Implement FFM in flax

Why?

For #54

How?

Simply adds a new model

Extra

More commits coming. Just opening this to keep you in the loop.

@smorad smorad changed the title Add support for memoroids (linear recurrent modesl) Add support for memoroids (linear recurrent models) Jun 16, 2024
@smorad
Copy link
Author

smorad commented Jun 16, 2024

Maybe you can help guide me how to integrate this. I was thinking to copy the recurrent PPO script and replace the LSTM with this. I think the biggest issue is I would need to do some plumbing to get the start flag used in memoroids. Basically, start should be 1 at the initial timestep of an episode and zero otherwise.

@EdanToledo
Copy link
Owner

EdanToledo commented Jun 17, 2024

Amazing! This should be quite simple. The timestep.last() function checks if the current time step is the last one. In the current auto-reset API, when an episode finishes and a new one begins, it automatically resets and returns the first observation of the new episode. This means that timestep.last() will indicate the beginning of a new observation (i.e., the "start"), but the reward it returns is from the last time step of the previous episode. You can observe this behavior in the scanned RNN network, where we use this function to reset the hidden state. We want the hidden state to be zeros for the first observation of each new episode. Let me know if that makes sense.

@smorad
Copy link
Author

smorad commented Jun 17, 2024

Sorry, I'm less familiar with the dm_env step format. I know with gym, the done flag denotes that the following observation is the terminal observation. With your format, is the done flag (discount == 0) set at the same time as timestep.last() == True? Obviously it's usually either one or the other that's set, but for the purposes of off-by-one errors are they equivalent?

@EdanToledo
Copy link
Owner

no prob. let me just show how the auto-reset API works with an example to give you a better idea. Imagine a 3-timestep environment where each observation (obs) is simply the timestep number.

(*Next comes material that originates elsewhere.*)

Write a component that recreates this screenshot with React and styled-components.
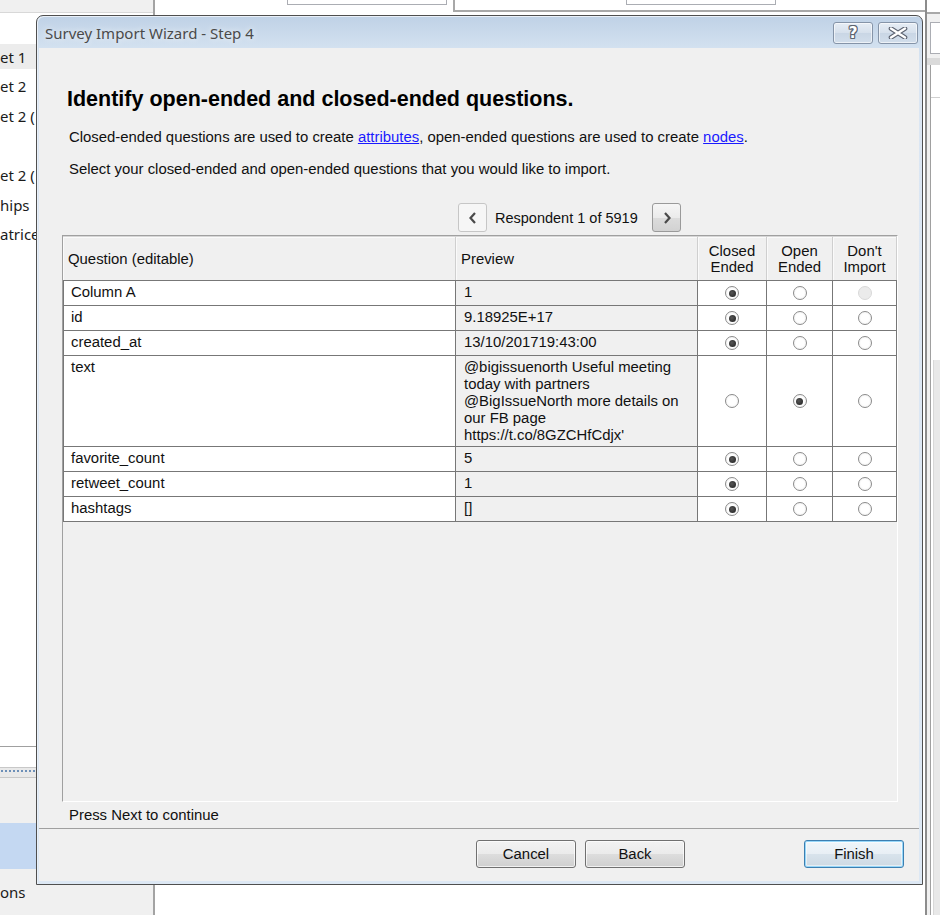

Here is the rollout trajectory you would get considering you are storing transitions (obs, act, rew, done):

Trajectory Example

Episode 1:

t=0:

  • obs = 0
  • act = any (action taken using obs = 0 as input)
  • rew = reward obtained from taking act using obs = 0 as input
  • done = False

t=1:

  • obs = 1
  • act = any (action taken using obs = 1 as input)
  • rew = reward obtained from taking act using obs = 1 as input
  • done = False

t=2 (Last Timestep, terminal as well as start of episode 2):

  • obs = 0 (we auto-reset to the first observation of the next episode)
  • act = any (this would now be the action taken using obs = 0 as input)
  • rew = this would now be the reward obtained from taking act using obs = 0 as input
  • done = True (indicated by timestep.last or discount == 0)

As you can see in this final transition the obs, act and reward are actually related to the first timestep of the second episode. So when utilising this as a sequence, we would use the done/discount to mask the bootstrap prediction to be zero and we dont use the action and reward from this timestep.

Continuing on we would get:

Episode 2 remainder:

t=3:

  • obs = 1
  • act = any (action taken using obs = 1 as input)
  • rew = reward obtained from taking act using obs = 1 as input
  • done = False

t=4 (Last Timestep, terminal):

  • obs = 0 (auto-reset to the first observation of the next episode)
  • act = any (action taken using obs = 0 as input)
  • rew = reward obtained from taking act using obs = 0 as input
  • done = True (indicated by timestep.last or discount == 0)

Explanation

In this scenario, we never actually see obs = 2, which is the terminal observation. For non-truncating environments, the done flags (timestep.last or discount == 0 in this case) and discounts allow us to mask the bootstrap value when bootstrapping from the second obs = 0 prediction. This ensures it doesn't matter that it’s not the true final observation. This does involve care when utilising these sequences to construct value targets however its not that complicated - usually you just chop off the last timesteps reward and action values when doing things. You can see examples of this in any off policy algorithm that uses sequences (see MPO target value construction).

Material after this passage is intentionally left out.